My Amazon Sword was moved and didn't take it too well.. so now it's feeding the snails!


----------



## Alex09 (Aug 9, 2010)

Nice tank. A bit much gravel though...


----------



## anglnarnld (Aug 27, 2010)

Love!!! Your tank mustard!!


----------



## Phoxly (Jun 14, 2010)

Alex I bet your betta LOVES that tank lol. I heard they like shallower tanks, with lots of surface area like a 20 long or something


----------



## Alex09 (Aug 9, 2010)

Yup he does  I Plan on going to petco next week and buying some of those bog plants that come in tubes (mislabeled as aquatic) and making my tank into a riparium! Here's a pic of one [ LINK ]. Mine is obviously not going to be so fancy but we'll see  Im just going to get some suction cup brackets used for holding heaters and attach the plants using those. May also get a few shrimp. Hope he doesnt eat them lol.


----------



## Kitty Whiskers (Sep 28, 2009)

Nice idea Alex09! That would look so great. I'd love to do that with a tank of mine


----------



## JB5 (May 22, 2010)

This is our 10 gal tetra halfmoon. We got it on craigslist cheap ($35) it came with light filter and heater (which we replaced ($23) cuz the one it came with didn't do a good job).
Added silk plants($35), a piece of real drift wood($7) and a fake piece($16). 
1 Male CT "Francisco" 4 julii cory', 2 platy's and 3 rosy zebra danio's


----------



## sharkweek (Jun 22, 2010)

JB5 said:


> This is our 10 gal tetra halfmoon. We got it on craigslist cheap ($35) it came with light filter and heater (which we replaced ($23) cuz the one it came with didn't do a good job).
> Added silk plants($35), a piece of real drift wood($7) and a fake piece($16).
> 1 Male CT "Francisco" 4 julii cory', 2 platy's and 3 rosy zebra danio's



WOW! that is a really nice tank. The plants look totally real! I just love craigslist. Too bad you cant buy live plants on it


----------



## Jayy (Dec 23, 2009)

Awesome tank JBS!!! I wish you could design my tanks.


----------



## anglnarnld (Aug 27, 2010)

Heres my new tank with my new fish!! My other one died today ( R.I.P Bleachie


----------



## anglnarnld (Aug 27, 2010)

His name is Fez


----------



## BadPossum (Sep 12, 2010)

I am new to bettas. This is our first betta fish, well it's the 5 year old's technically. Liam has been really interested in the bettas everytime we go to the pet store to get supplies for our new aquarium.

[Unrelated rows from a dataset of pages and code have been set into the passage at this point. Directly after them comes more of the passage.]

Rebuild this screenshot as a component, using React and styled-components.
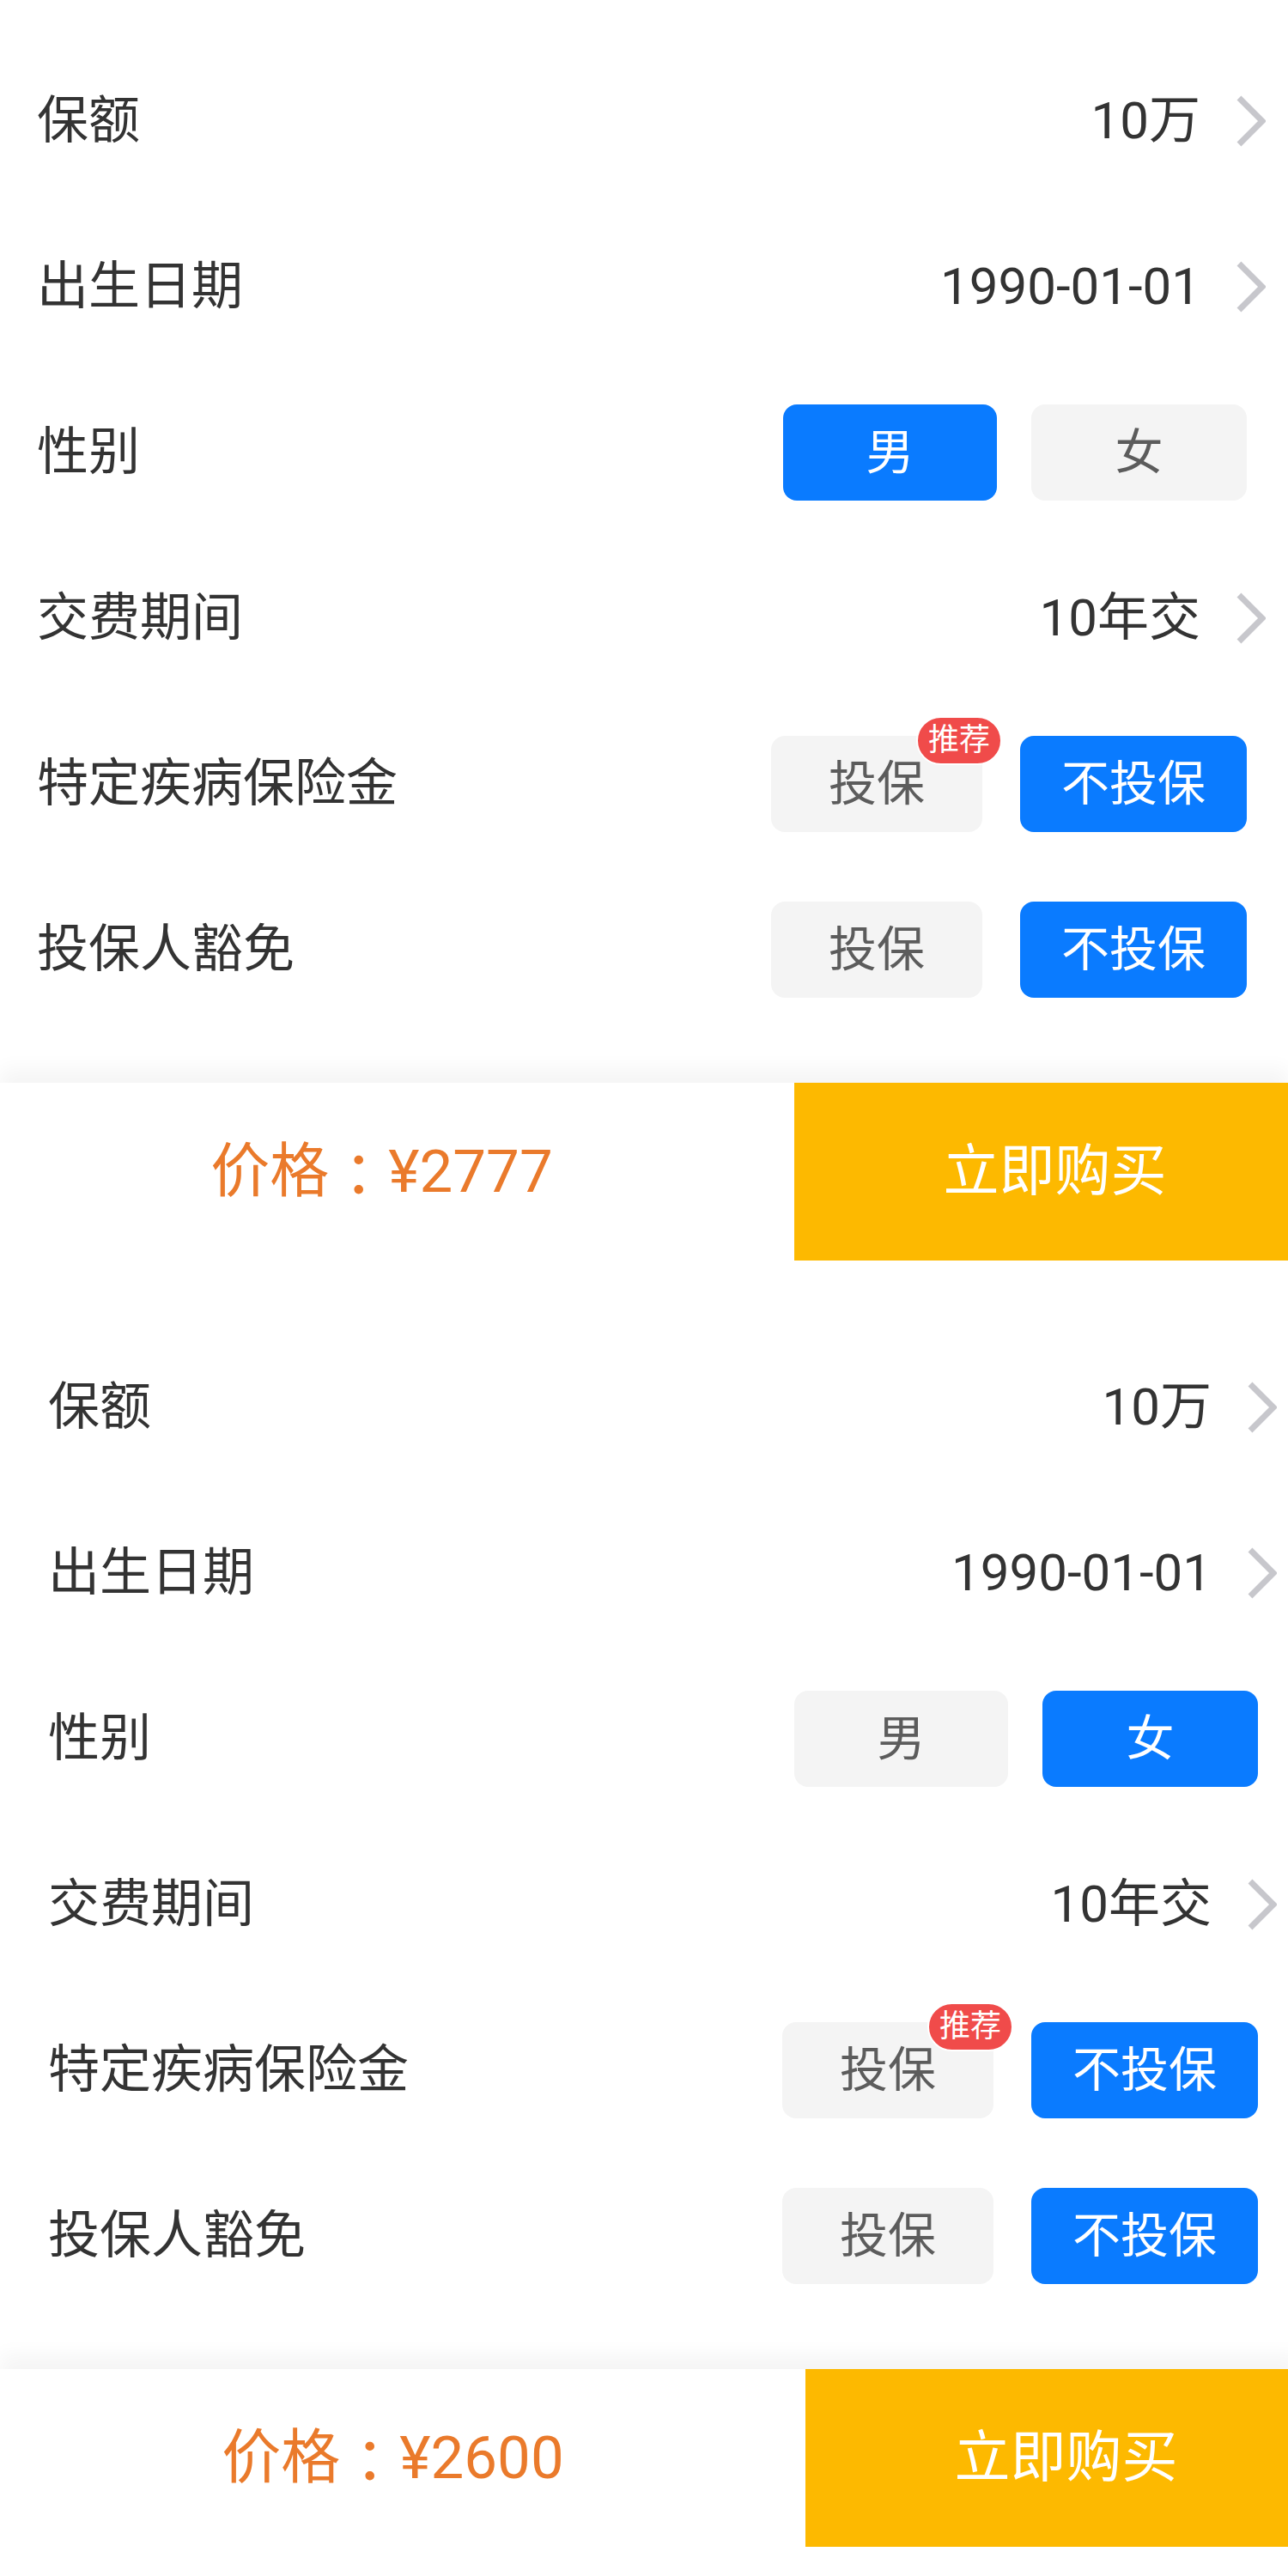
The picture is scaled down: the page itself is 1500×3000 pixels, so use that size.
import React from "react";
import styled, { createGlobalStyle } from "styled-components";

const Global = createGlobalStyle`
  html, body { margin: 0; padding: 0; background: #ffffff; }
  body { font-family: Roboto, "Noto Sans CJK SC", "Noto Sans", sans-serif; }
  * { box-sizing: border-box; }
`;

const Page = styled.div`
  width: 1500px;
  overflow: hidden;
  display: flex;
  flex-direction: column;
  gap: 30px;
  padding-bottom: 40px;
`;

const Block = styled.section`
  width: ${(p) => 1500 + (p.$shift || 0)}px;
  flex: none;
  display: flex;
  flex-direction: column;
`;

const Form = styled.div`
  padding-top: 44px;
  padding-left: ${(p) => p.$shift || 0}px;
  display: flex;
  flex-direction: column;
`;

const Row = styled.div`
  height: 193px;
  display: flex;
  align-items: center;
  justify-content: space-between;
  padding: 0 26px 0 43px;
`;

const Label = styled.div`
  font-size: 60px;
  line-height: 1;
  color: #333333;
`;

const Picker = styled.div`
  display: flex;
  align-items: center;
  gap: 42px;
`;

const Value = styled.span`
  font-size: 60px;
  line-height: 1;
  color: #333333;
`;

const Options = styled.div`
  display: flex;
  align-items: center;
  gap: ${(p) => p.$gap}px;
  margin-right: 22px;
`;

const Option = styled.div`
  position: relative;
  width: ${(p) => p.$w}px;
  height: 112px;
  border-radius: 16px;
  display: flex;
  align-items: center;
  justify-content: center;
  font-size: 56px;
  line-height: 1;
  background: ${(p) => (p.$active ? "#0a7bff" : "#f4f4f4")};
  color: ${(p) => (p.$active ? "#ffffff" : "#5c5c5c")};
`;

const Badge = styled.span`
  position: absolute;
  top: -23px;
  right: -23px;
  height: 57px;
  padding: 0 12px;
  border-radius: 29px;
  border: 2px solid #ffffff;
  background: #f04b4a;
  color: #ffffff;
  font-size: 36px;
  line-height: 1;
  display: flex;
  align-items: center;
`;

const Bar = styled.div`
  margin-top: 59px;
  height: 207px;
  display: flex;
  background: #ffffff;
  box-shadow: 0 -16px 22px rgba(0, 0, 0, 0.045);
`;

const PriceArea = styled.div`
  flex: 1;
  display: flex;
  align-items: center;
  justify-content: center;
  padding-left: ${(p) => p.$shift || 0}px;
  padding-right: 36px;
  font-size: 69px;
  line-height: 1;
  color: #ea7a2b;
`;

const Colon = styled.span`
  font-family: "Noto Sans CJK TC", "Noto Sans CJK SC", sans-serif;
`;

const BuyButton = styled.div`
  width: 575px;
  display: flex;
  align-items: center;
  justify-content: center;
  padding-left: 32px;
  background: #fdb900;
  color: #ffffff;
  font-size: 65px;
  line-height: 1;
`;

const Chevron = () => (
  <svg width="34" height="60" viewBox="0 0 34 60" fill="none">
    <polyline
      points="3,3 30,30 3,57"
      stroke="#c7c7cc"
      strokeWidth="7"
      strokeLinejoin="miter"
      strokeLinecap="butt"
    />
  </svg>
);

const PickRow = ({ label, value }) => (
  <Row>
    <Label>{label}</Label>
    <Picker>
      <Value>{value}</Value>
      <Chevron />
    </Picker>
  </Row>
);

const ChoiceRow = ({ label, options, gap }) => (
  <Row>
    <Label>{label}</Label>
    <Options $gap={gap}>
      {options.map((o) => (
        <Option key={o.text} $w={o.w} $active={o.active}>
          {o.text}
          {o.badge && <Badge>{o.badge}</Badge>}
        </Option>
      ))}
    </Options>
  </Row>
);

const Quote = ({ gender, price, shift }) => (
  <Block $shift={shift}>
    <Form $shift={shift}>
      <PickRow label="保额" value="10万" />
      <PickRow label="出生日期" value="1990-01-01" />
      <ChoiceRow
        label="性别"
        gap={40}
        options={[
          { text: "男", w: 249, active: gender === "m" },
          { text: "女", w: 251, active: gender === "f" },
        ]}
      />
      <PickRow label="交费期间" value="10年交" />
      <ChoiceRow
        label="特定疾病保险金"
        gap={44}
        options={[
          { text: "投保", w: 246, badge: "推荐" },
          { text: "不投保", w: 264, active: true },
        ]}
      />
      <ChoiceRow
        label="投保人豁免"
        gap={44}
        options={[
          { text: "投保", w: 246 },
          { text: "不投保", w: 264, active: true },
        ]}
      />
    </Form>
    <Bar>
      <PriceArea $shift={shift}>
        价格<Colon>：</Colon>¥{price}
      </PriceArea>
      <BuyButton>立即购买</BuyButton>
    </Bar>
  </Block>
);

export default function App() {
  return (
    <>
      <Global />
      <Page>
        <Quote gender="m" price="2777" shift={0} />
        <Quote gender="f" price="2600" shift={13} />
      </Page>
    </>
  );
}
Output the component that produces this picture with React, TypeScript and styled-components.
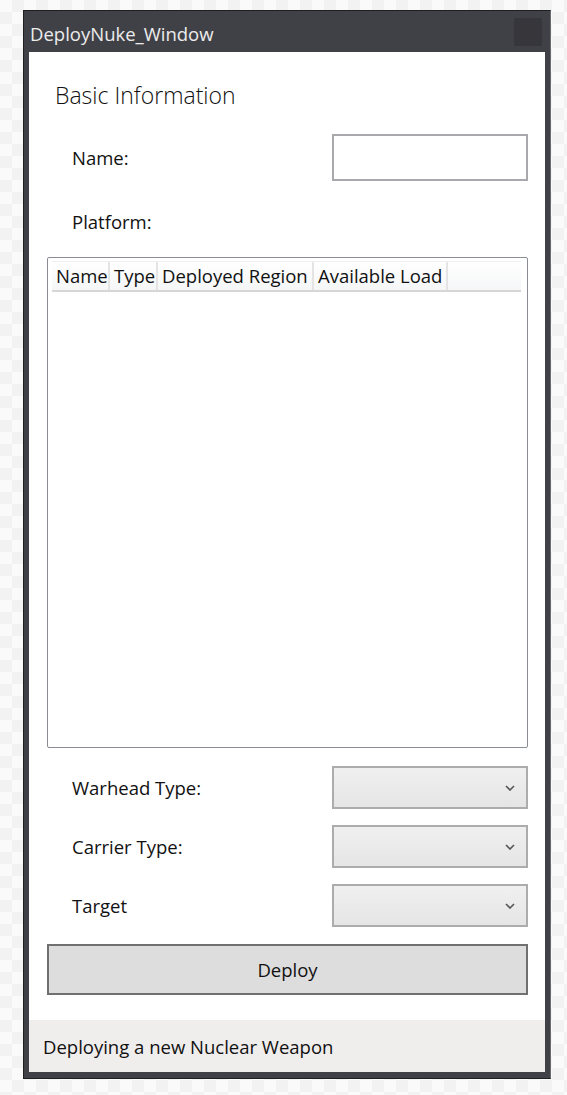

Liam with Purple Blue right after we brought it home.








The 10 gallon betta house.








Close up of Purple Blue in new home.


----------



## Cassandra90 (Aug 16, 2010)

It isnt a 10 gallon but close enough, it is a 7 gallon.


----------



## anglnarnld (Aug 27, 2010)

This thread is for 10 gallon tanks only!!! No 7 gallons! ;p


----------



## vaygirl (Sep 10, 2009)

Cassandra, I like that car! That's really neat!


----------



## djetzel (Jul 23, 2010)

sharkweek said:


> WOW! that is a really nice tank. The plants look totally real! I just love craigslist. Too bad you cant buy live plants on it


haha, I sell plants on CL all the time.


----------



## Cassandra90 (Aug 16, 2010)

Lol well it's between 5 gallon and 10 gallon. Did not know what thread to post it on.


----------



## anglnarnld (Aug 27, 2010)

!!post it on the post betta homes here!!not 10 gallon tanks durrr!!


----------